-- Start --

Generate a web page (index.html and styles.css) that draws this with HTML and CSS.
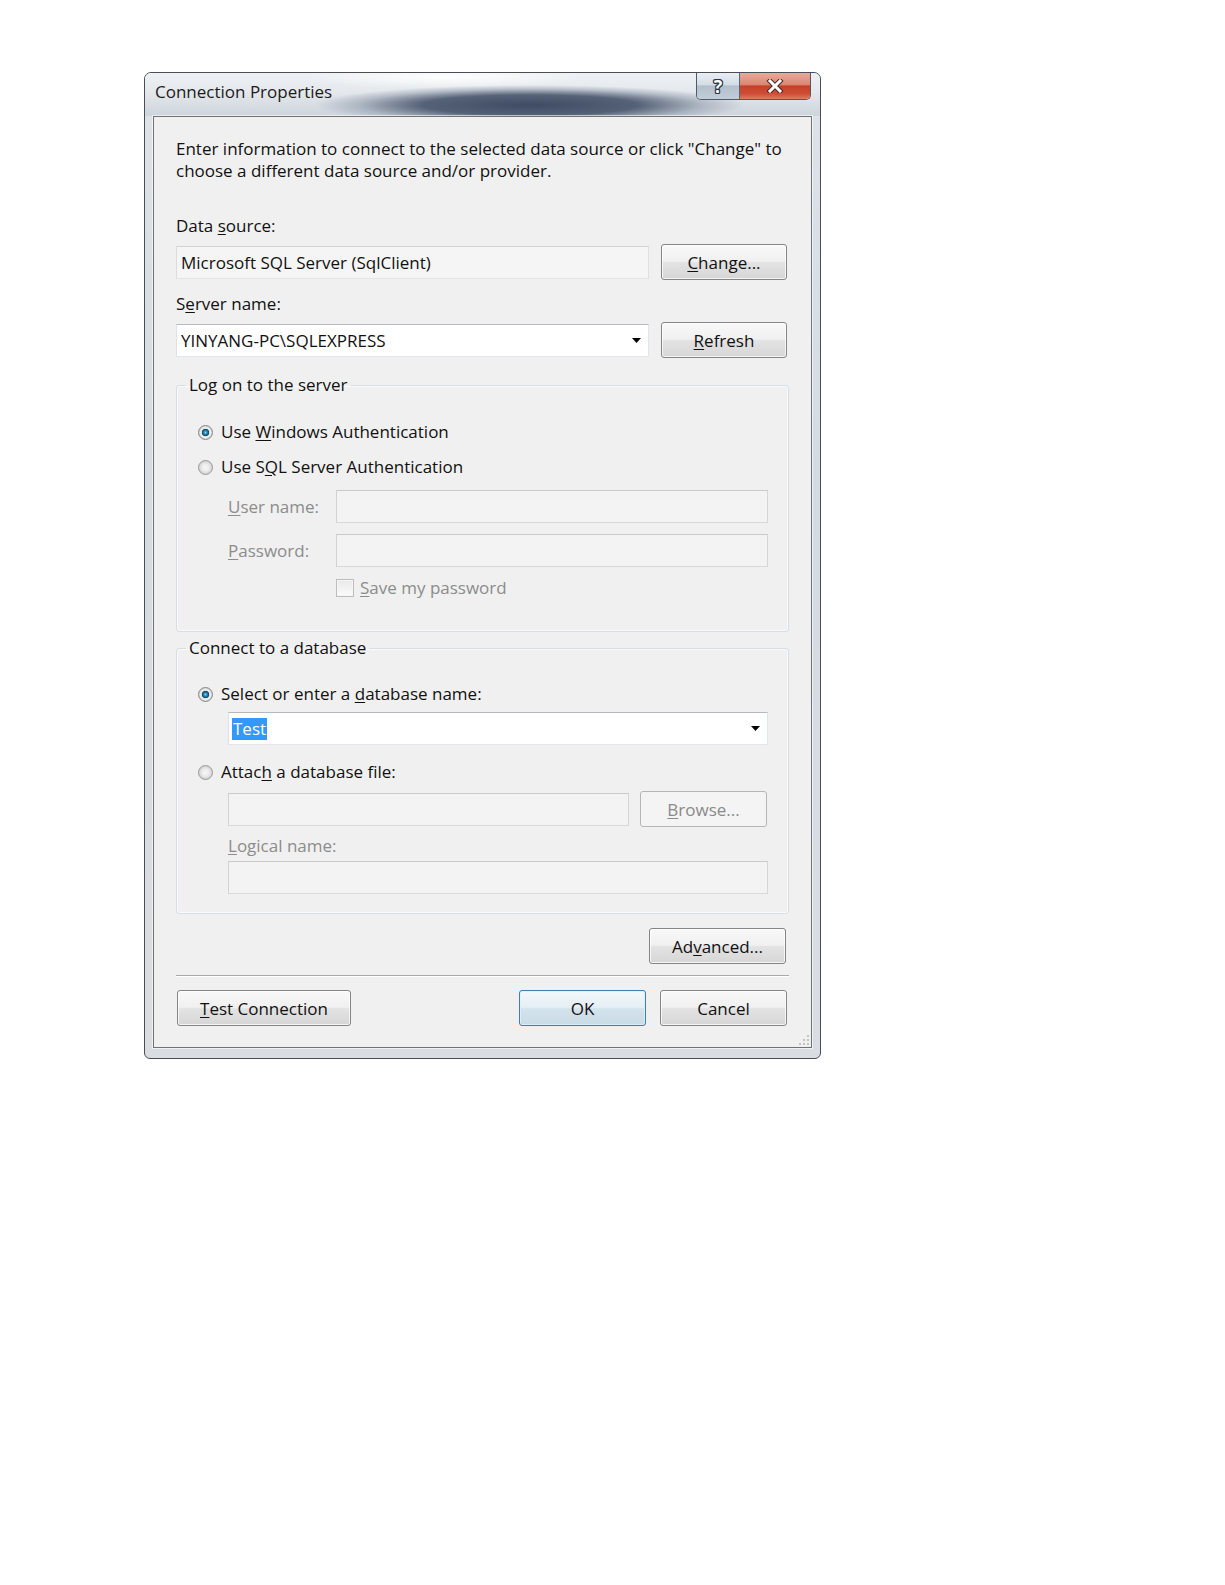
FILE: index.html
```html
<!DOCTYPE html>
<html>
<head>
<meta charset="utf-8">
<title>Connection Properties</title>
<link rel="stylesheet" href="styles.css">
</head>
<body>
<div class="dialog">
  <div class="titlebar">
    <span class="title">Connection Properties</span>
    <div class="caption-btns">
      <span class="cap-btn help">?</span>
      <span class="cap-btn close">
        <svg width="18" height="14" viewBox="0 0 18 14">
          <path d="M4 2 L14 12 M14 2 L4 12" stroke="#4a2a26" stroke-width="5" stroke-linecap="square"/>
          <path d="M4 2 L14 12 M14 2 L4 12" stroke="#ffffff" stroke-width="3" stroke-linecap="square"/>
        </svg>
      </span>
    </div>
  </div>
  <div class="client">
    <p class="intro">Enter information to connect to the selected data source or click "Change" to<br>choose a different data source and/or provider.</p>

    <div class="label first-label">Data <u>s</u>ource:</div>
    <div class="row">
      <div class="field readonly">Microsoft SQL Server (SqlClient)</div>
      <button class="btn"><u>C</u>hange...</button>
    </div>

    <div class="label second-label">S<u>e</u>rver name:</div>
    <div class="row">
      <div class="field combo"><span>YINYANG-PC\SQLEXPRESS</span><svg class="arrow" width="9" height="5" viewBox="0 0 9 5"><path d="M0 0 H9 L4.5 5 Z" fill="#000"/></svg></div>
      <button class="btn"><u>R</u>efresh</button>
    </div>

    <fieldset class="group group-logon">
      <legend>Log on to the server</legend>
      <div class="opt"><span class="radio checked"></span><span>Use <u>W</u>indows Authentication</span></div>
      <div class="opt opt-gap"><span class="radio"></span><span>Use S<u>Q</u>L Server Authentication</span></div>
      <div class="subrow user-row">
        <span class="sublabel dis"><u>U</u>ser name:</span>
        <div class="field disabled"></div>
      </div>
      <div class="subrow pass-row">
        <span class="sublabel dis"><u>P</u>assword:</span>
        <div class="field disabled"></div>
      </div>
      <div class="check-row">
        <span class="checkbox"></span><span class="dis"><u>S</u>ave my password</span>
      </div>
    </fieldset>

    <fieldset class="group group-db">
      <legend>Connect to a database</legend>
      <div class="opt"><span class="radio checked"></span><span>Select or enter a <u>d</u>atabase name:</span></div>
      <div class="field combo db-combo"><span class="sel">Test</span><svg class="arrow" width="9" height="5" viewBox="0 0 9 5"><path d="M0 0 H9 L4.5 5 Z" fill="#000"/></svg></div>
      <div class="opt attach-opt"><span class="radio"></span><span>Attac<u>h</u> a database file:</span></div>
      <div class="attach-row">
        <div class="field disabled"></div>
        <button class="btn btn-disabled browse"><u>B</u>rowse...</button>
      </div>
      <div class="indent-label dis"><u>L</u>ogical name:</div>
      <div class="field disabled logical"></div>
    </fieldset>

    <div class="adv-row">
      <button class="btn adv">Ad<u>v</u>anced...</button>
    </div>

    <div class="separator"></div>

    <div class="bottom-row">
      <button class="btn test"><u>T</u>est Connection</button>
      <div class="ok-cancel">
        <button class="btn default">OK</button>
        <button class="btn">Cancel</button>
      </div>
    </div>

    <svg class="grip" width="12" height="12" viewBox="0 0 12 12">
      <rect x="9" y="1" width="2" height="2" fill="#c4c4c4"/>
      <rect x="5" y="5" width="2" height="2" fill="#c4c4c4"/>
      <rect x="9" y="5" width="2" height="2" fill="#c4c4c4"/>
      <rect x="1" y="9" width="2" height="2" fill="#c4c4c4"/>
      <rect x="5" y="9" width="2" height="2" fill="#c4c4c4"/>
      <rect x="9" y="9" width="2" height="2" fill="#c4c4c4"/>
    </svg>
  </div>
</div>
</body>
</html>
```

FILE: styles.css
```css
* { box-sizing: border-box; }

body {
  margin: 0;
  background: #ffffff;
  font-family: "Open Sans", "Noto Sans", sans-serif;
  font-size: 17px;
  color: #111111;
}

u { text-decoration: underline; text-underline-offset: 2px; }

.dialog {
  margin: 72px 0 0 144px;
  width: 677px;
  height: 987px;
  border: 1px solid #4a4d52;
  border-radius: 7px 7px 6px 6px;
  background: linear-gradient(to bottom, #dde3e9 0%, #d4dbe2 40%, #d9dde2 100%);
  padding: 0 8px 10px;
  display: flex;
  flex-direction: column;
}

.titlebar {
  height: 43px;
  margin: 0 -8px;
  padding: 0 9px 0 10px;
  display: flex;
  justify-content: space-between;
  align-items: flex-start;
  border-radius: 6px 6px 0 0;
  background:
    radial-gradient(ellipse 215px 20px at 385px 32px, rgba(50, 63, 88, 0.92) 0%, rgba(56, 70, 95, 0.82) 50%, rgba(100, 114, 136, 0.35) 80%, rgba(120, 132, 150, 0) 100%),
    radial-gradient(ellipse 140px 12px at 300px 4px, rgba(255, 255, 255, 0.9), rgba(255, 255, 255, 0)),
    linear-gradient(to bottom, #eef1f4 0%, #e4e8ec 45%, #cdd4dc 100%);
}

.title {
  padding-top: 8px;
  line-height: 22px;
  font-size: 17px;
  color: #1b1b1b;
}

.caption-btns {
  display: flex;
  height: 27px;
  border: 1px solid #4f5a68;
  border-top: none;
  border-radius: 0 0 5px 5px;
  overflow: hidden;
}

.cap-btn {
  display: flex;
  align-items: center;
  justify-content: center;
}

.help {
  width: 43px;
  border-right: 1px solid #5a6574;
  background: linear-gradient(to bottom, #e9eef3 0%, #d4dce5 45%, #b3bfcc 50%, #c2cdd9 100%);
  color: #ffffff;
  font-weight: 700;
  font-size: 18px;
  line-height: 1;
  text-shadow: 1px 0 0 #2a3544, -1px 0 0 #2a3544, 0 1px 0 #2a3544, 0 -1px 0 #2a3544, 1px 1px 0 #2a3544, -1px -1px 0 #2a3544, 1px -1px 0 #2a3544, -1px 1px 0 #2a3544;
}

.close {
  width: 70px;
  background: linear-gradient(to bottom, #e8aa9c 0%, #d98772 45%, #c64029 50%, #cf4d35 80%, #df7c62 100%);
}

.client {
  flex: 1;
  position: relative;
  background: #f0f0f0;
  border: 1px solid #727272;
  box-shadow: 0 0 0 1px rgba(255, 255, 255, 0.6);
  padding: 21px 22px 0;
}

.intro {
  margin: 0;
  line-height: 22px;
}

.label { line-height: 22px; }
.first-label { margin-top: 33px; }
.second-label { margin-top: 13px; }

.row {
  display: flex;
  align-items: center;
  gap: 12px;
  height: 36px;
  margin-top: 7px;
}

.row .btn { margin-right: 2px; }

.field {
  height: 33px;
  border: 1px solid #d6d6d6;
  padding: 0 4px;
  line-height: 31px;
  white-space: nowrap;
}

.row .field { flex: 1; }

.field.readonly {
  background: #f5f5f5;
  border-color: #d2d2d2 #e0e0e0 #e4e4e4 #dcdcdc;
}

.field.combo {
  background: #ffffff;
  border-color: #b5b9bf #e1e6eb #e3e7eb #dfe3e8;
  display: flex;
  align-items: center;
  justify-content: space-between;
  padding-right: 7px;
}

.field.disabled {
  background: #f3f3f3;
  border-color: #c9c9c9 #d6d6d6 #d9d9d9 #d2d2d2;
}

.btn {
  width: 126px;
  height: 36px;
  flex-shrink: 0;
  border: 1px solid #858585;
  border-radius: 3px;
  background: linear-gradient(to bottom, #f8f8f8 0%, #f0f0f0 48%, #e3e3e3 52%, #d6d6d6 100%);
  box-shadow: inset 0 0 0 1px rgba(255, 255, 255, 0.75);
  font-family: inherit;
  font-size: 17px;
  color: #111111;
  padding: 0;
  display: flex;
  align-items: center;
  justify-content: center;
}

.btn.default {
  border-color: #3e7fae;
  background: linear-gradient(to bottom, #f2f8fb 0%, #e5eff5 48%, #d4e3ec 52%, #c9dbe6 100%);
  box-shadow: inset 0 0 0 1px rgba(220, 240, 252, 0.9);
}

.btn-disabled {
  border-color: #b3b6b9;
  background: #f4f4f4;
  box-shadow: none;
  color: #8a8a8a;
}

.group {
  margin: 16px 0 0;
  min-width: 0;
  border: 1px solid #d8dde1;
  border-radius: 3px;
  box-shadow: inset 0 0 0 1px #fafafa;
  padding: 25px 20px 32px 21px;
}

.group legend {
  padding: 0 3px;
  margin-left: -12px;
  line-height: 22px;
}

.group-db {
  margin-top: 5px;
  padding-top: 24px;
  padding-bottom: 19px;
}

.opt {
  display: flex;
  align-items: center;
  gap: 8px;
  line-height: 22px;
}

.opt-gap { margin-top: 13px; }

.radio {
  width: 15px;
  height: 15px;
  flex-shrink: 0;
  border-radius: 50%;
  border: 1px solid #9a9a9a;
  background: radial-gradient(circle closest-side, #f7f7f7 0%, #ececec 55%, #d2d2d2 100%);
}

.radio.checked {
  border-color: #86898c;
  background: radial-gradient(circle closest-side at 50% 50%, #8fd3ee 0%, #2f95bf 22%, #165f86 42%, #0e4463 54%, #d9d9d9 58%, #f3f3f3 75%, #cfcfcf 100%);
}

.subrow {
  display: flex;
  align-items: center;
  height: 34px;
  padding-left: 30px;
}

.user-row { margin-top: 11px; }
.pass-row { margin-top: 10px; }

.sublabel { width: 108px; flex-shrink: 0; }
.subrow .field { flex: 1; }

.dis { color: #8c8c8c; }

.check-row {
  display: flex;
  align-items: center;
  gap: 6px;
  margin-top: 10px;
  padding-left: 138px;
  line-height: 22px;
}

.checkbox {
  width: 18px;
  height: 18px;
  border: 1px solid #bdbdbd;
  background: linear-gradient(to bottom, #e9e9e9, #fbfbfb);
  box-shadow: inset 0 0 0 1px #f6f6f6;
}

.db-combo {
  margin-top: 7px;
  margin-left: 30px;
  border-color: #8e9aa6 #c2cfdb #c9d5e0 #b8c5d1;
  padding-left: 3px;
}

.sel {
  background: #3399ff;
  color: #ffffff;
  line-height: 22px;
  padding: 0 1px;
}

.attach-opt { margin-top: 16px; }

.attach-row {
  display: flex;
  align-items: center;
  gap: 11px;
  height: 36px;
  margin-top: 8px;
  padding-left: 30px;
}

.attach-row .field { flex: 1; }
.browse { width: 127px; margin-right: 1px; }

.indent-label {
  margin-top: 8px;
  padding-left: 30px;
  line-height: 22px;
}

.logical {
  margin-top: 4px;
  margin-left: 30px;
}

.adv-row {
  display: flex;
  justify-content: flex-end;
  margin-top: 14px;
}

.adv { width: 137px; margin-right: 3px; }

.separator {
  margin-top: 11px;
  border-top: 1px solid #a9a9a9;
  border-bottom: 1px solid #ffffff;
}

.bottom-row {
  display: flex;
  justify-content: space-between;
  align-items: center;
  margin-top: 13px;
}

.test { width: 174px; margin-left: 1px; }

.ok-cancel {
  display: flex;
  gap: 14px;
  margin-right: 2px;
}

.ok-cancel .btn { width: 127px; }

.grip {
  position: absolute;
  right: 1px;
  bottom: 1px;
}
```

-- End --

WRITTEN EXERCISE | From the data, collect all lines where the string "index" appears.

SOLUTION FOR THIS EXERCISE |
Generate a web page (index.html and styles.css) that draws this with HTML and CSS.
FILE: index.html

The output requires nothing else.